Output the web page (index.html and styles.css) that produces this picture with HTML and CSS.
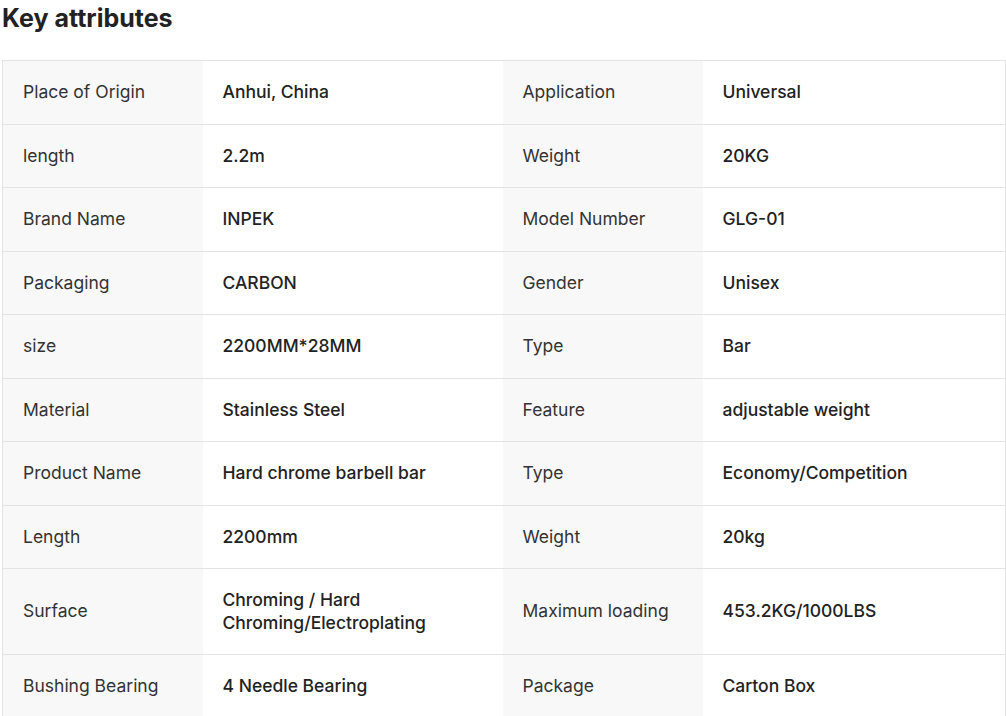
FILE: index.html
```html
<!DOCTYPE html>
<html>
<head>
<meta charset="utf-8">
<link rel="stylesheet" href="styles.css">
</head>
<body>
<div class="wrap">
<h2 class="title">Key attributes</h2>
<table class="attrs">
<colgroup><col class="c-lab"><col class="c-val"><col class="c-lab"><col class="c-val2"></colgroup>
<tr><td class="lab">Place of Origin</td><td class="val">Anhui, China</td><td class="lab">Application</td><td class="val">Universal</td></tr>
<tr><td class="lab">length</td><td class="val">2.2m</td><td class="lab">Weight</td><td class="val">20KG</td></tr>
<tr><td class="lab">Brand Name</td><td class="val">INPEK</td><td class="lab">Model Number</td><td class="val">GLG-01</td></tr>
<tr><td class="lab">Packaging</td><td class="val">CARBON</td><td class="lab">Gender</td><td class="val">Unisex</td></tr>
<tr><td class="lab">size</td><td class="val">2200MM*28MM</td><td class="lab">Type</td><td class="val">Bar</td></tr>
<tr><td class="lab">Material</td><td class="val">Stainless Steel</td><td class="lab">Feature</td><td class="val">adjustable weight</td></tr>
<tr><td class="lab">Product Name</td><td class="val">Hard chrome barbell bar</td><td class="lab">Type</td><td class="val">Economy/Competition</td></tr>
<tr><td class="lab">Length</td><td class="val">2200mm</td><td class="lab">Weight</td><td class="val">20kg</td></tr>
<tr><td class="lab">Surface</td><td class="val">Chroming / Hard Chroming/Electroplating</td><td class="lab">Maximum loading</td><td class="val">453.2KG/1000LBS</td></tr>
<tr><td class="lab">Bushing Bearing</td><td class="val">4 Needle Bearing</td><td class="lab">Package</td><td class="val">Carton Box</td></tr>
</table>
</div>
</body>
</html>
```
FILE: styles.css
```css
html, body {
  margin: 0;
  padding: 0;
  background: #fff;
}
body {
  font-family: Inter, "Noto Sans", Arial, sans-serif;
  color: #222;
}
.wrap {
  padding: 0 2px;
}
.title {
  margin: 0;
  padding-top: 2px;
  font-size: 25px;
  line-height: 32px;
  font-weight: 700;
  color: #222;
  height: 58px;
}
.attrs {
  width: 1003px;
  border-collapse: collapse;
  table-layout: fixed;
  border: 1px solid #e3e3e3;
}
.c-lab { width: 200px; }
.c-val { width: 300px; }
.c-val2 { width: 303px; }
.attrs td {
  border-bottom: 1px solid #e3e3e3;
  padding: 20px 20px;
  font-size: 17.5px;
  line-height: 22.5px;
  vertical-align: middle;
}
.lab {
  background: #f8f8f8;
  color: #333;
  font-weight: 400;
}
.val {
  background: #fff;
  color: #222;
  font-weight: 500;
}
```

## To be done
Pictures are excluded; copy all other data exactly as shown.

## The solution
Output the web page (index.html and styles.css) that produces this picture with HTML and CSS.
FILE: index.html
```html
<!DOCTYPE html>
<html>
<head>
<meta charset="utf-8">
<link rel="stylesheet" href="styles.css">
</head>
<body>
<div class="wrap">
<h2 class="title">Key attributes</h2>
<table class="attrs">
<colgroup><col class="c-lab"><col class="c-val"><col class="c-lab"><col class="c-val2"></colgroup>
<tr><td class="lab">Place of Origin</td><td class="val">Anhui, China</td><td class="lab">Application</td><td class="val">Universal</td></tr>
<tr><td class="lab">length</td><td class="val">2.2m</td><td class="lab">Weight</td><td class="val">20KG</td></tr>
<tr><td class="lab">Brand Name</td><td class="val">INPEK</td><td class="lab">Model Number</td><td class="val">GLG-01</td></tr>
<tr><td class="lab">Packaging</td><td class="val">CARBON</td><td class="lab">Gender</td><td class="val">Unisex</td></tr>
<tr><td class="lab">size</td><td class="val">2200MM*28MM</td><td class="lab">Type</td><td class="val">Bar</td></tr>
<tr><td class="lab">Material</td><td class="val">Stainless Steel</td><td class="lab">Feature</td><td class="val">adjustable weight</td></tr>
<tr><td class="lab">Product Name</td><td class="val">Hard chrome barbell bar</td><td class="lab">Type</td><td class="val">Economy/Competition</td></tr>
<tr><td class="lab">Length</td><td class="val">2200mm</td><td class="lab">Weight</td><td class="val">20kg</td></tr>
<tr><td class="lab">Surface</td><td class="val">Chroming / Hard Chroming/Electroplating</td><td class="lab">Maximum loading</td><td class="val">453.2KG/1000LBS</td></tr>
<tr><td class="lab">Bushing Bearing</td><td class="val">4 Needle Bearing</td><td class="lab">Package</td><td class="val">Carton Box</td></tr>
</table>
</div>
</body>
</html>
```
FILE: styles.css
```css
html, body {
  margin: 0;
  padding: 0;
  background: #fff;
}
body {
  font-family: Inter, "Noto Sans", Arial, sans-serif;
  color: #222;
}
.wrap {
  padding: 0 2px;
}
.title {
  margin: 0;
  padding-top: 2px;
  font-size: 25px;
  line-height: 32px;
  font-weight: 700;
  color: #222;
  height: 58px;
}
.attrs {
  width: 1003px;
  border-collapse: collapse;
  table-layout: fixed;
  border: 1px solid #e3e3e3;
}
.c-lab { width: 200px; }
.c-val { width: 300px; }
.c-val2 { width: 303px; }
.attrs td {
  border-bottom: 1px solid #e3e3e3;
  padding: 20px 20px;
  font-size: 17.5px;
  line-height: 22.5px;
  vertical-align: middle;
}
.lab {
  background: #f8f8f8;
  color: #333;
  font-weight: 400;
}
.val {
  background: #fff;
  color: #222;
  font-weight: 500;
}
```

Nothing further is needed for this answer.